German World War II fighter pilot (1913–1944)

Klaus Quaet-Faslem (5 September 1913 – 30 January 1944) was a Luftwaffe ace and recipient of the Knight's Cross of the Iron Cross during World War II. The Knight's Cross of the Iron Cross, and its variants were the highest awards in the military and paramilitary forces of Nazi Germany during World War II. On 30 January 1944 he was killed in a flying accident due to bad weather. He was posthumously awarded the Knight's Cross on 9 June 1944. During his career he was credited with 49 aerial victories.

==Early life and career==
Quaet-Faslem was born on 5 September 1913 in Kiel, at the time in the Province of Schleswig-Holstein, a province of the Kingdom of Prussia. Following flight training, (Note: Flight training in the Luftwaffe progressed through the levels A1, A2 and B1, B2, referred to as A/B flight training. A training included theoretical and practical training in aerobatics, navigation, long-distance flights and dead-stick landings. The B courses included high-altitude flights, instrument flights, night landings and training to handle the aircraft in difficult situations.) Quaet-Faslem was posted to 3. Staffel (3rd Squadron) of Küstenfliegergruppe 106, a naval aerial reconnaissance unit, in 1936. In 1939, he was transferred to 1. Staffel of Lehrgeschwader 2 (LG 2—2nd Demonstration Wing).

==World War II==
In preparation for the German invasion of Poland on 1 September 1939, I.(Jagd)/LG 2 (1st Fighter Group of the 2nd Demonstration Wing) under command of Hauptmann Hanns Trübenbach had been ordered to airfields at Lottin (now Lotyń), where the Gruppenstab (headquarters unit), 2. and 3. Staffel where based, and to Malzkow (now Malczkowo) near Stolp (now Słupsk), where 1. Staffel had been sent. On 4 September, I.(Jagd)/LG 2 flew two combat missions over the combat area of the German 4. Armee (4th Army), the first from 12:02 to 13:05 and the second from 17:35 to 18:37 with 1. Staffel for the first time encountering Polish Air Force fighter aircraft. Depending on source, Quaet-Faslem claimed his first aerial victory that day, it may have been a PZL P.11 or a PZL P.24. Irrespectively of type, the claim was not confirmed. Following the German advance, I.(Jagd)/LG 2 relocated to Lauenburg (now Lębork), near Bromberg on 9 September in support the 4. Armee.

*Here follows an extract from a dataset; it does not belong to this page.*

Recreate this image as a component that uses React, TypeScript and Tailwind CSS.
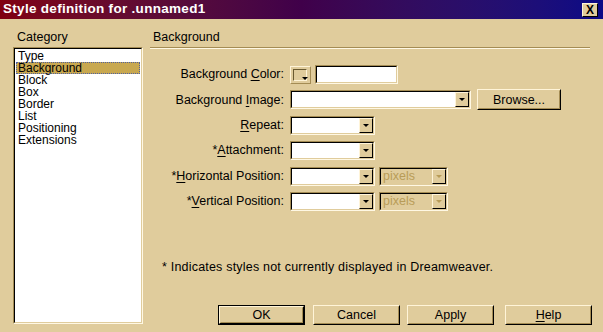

On 20 October 1940, Quaet-Faslem was transferred from Jagdfliegerschule 1 (1st fighter pilot school) at Werneuchen to III. Gruppe (3rd group) of Jagdgeschwader 53 (JG 53—53rd Fighter Wing) where he assumed the position of adjutant. At the time, III. Gruppe was commanded by Hauptmann Wolf-Dietrich Wilcke.

===Operation Barbarossa===
In preparation of Operation Barbarossa, the German invasion of the Soviet Union, JG 53 arrived in Mannheim-Sandhofen on 8 June 1941 where the aircraft were given a maintenance overhaul. On 12 June, the Geschwader began its relocation east, with III. Gruppe moving to Suwałki in northeastern Poland. Two days later, III. Gruppe transferred to a forward airfield at Sobolewo.

On 21 November 1941, Quaet-Faslem was appointed Staffelkapitän (squadron leader) of 2. Staffel of JG 53, succeeding Oberleutnant Ignaz Prestele who was transferred.

On 19 August 1942, Quaet-Faslem was transferred and was succeeded by Leutant Walter Zellot as commander of 2. Staffel of JG 53. On 31 August, he took command of I. Gruppe of Jagdgeschwader 3 "Udet" (JG 3—3rd Fighter Wing), succeeding Hauptmann Georg Michalek.

===Defense of the Reich and death===
In March 1943, I. Gruppe had assembled at Döberitz, located approximately 10 km west of Staaken, for a period of rest, replenishment and preparation for defense of the Reich missions. In early April, the Gruppe was ordered to Mönchengladbach after it had received 37 factory new Messerschmitt Bf 109 G-4 fighter aircraft equipped with a pair of 20 mm MG 151/20 cannons installed in conformal gun pods under the wings. There, the pilots trained formation flying, operating in Staffel and Gruppen strength, required to combat the United States Army Air Forces (USAAF) heavy bomber formations. A few of the more experienced fighter pilots were sent to Brandenburg-Briest for additional training on Y-Control for fighters, a system to control groups of fighters intercepting USAAF bomber formations. In early May, the Gruppe had completed its training period and was subordinated to Stab of JG 3 which was under control of 3. Jagd-Division (3rd Fighter Division).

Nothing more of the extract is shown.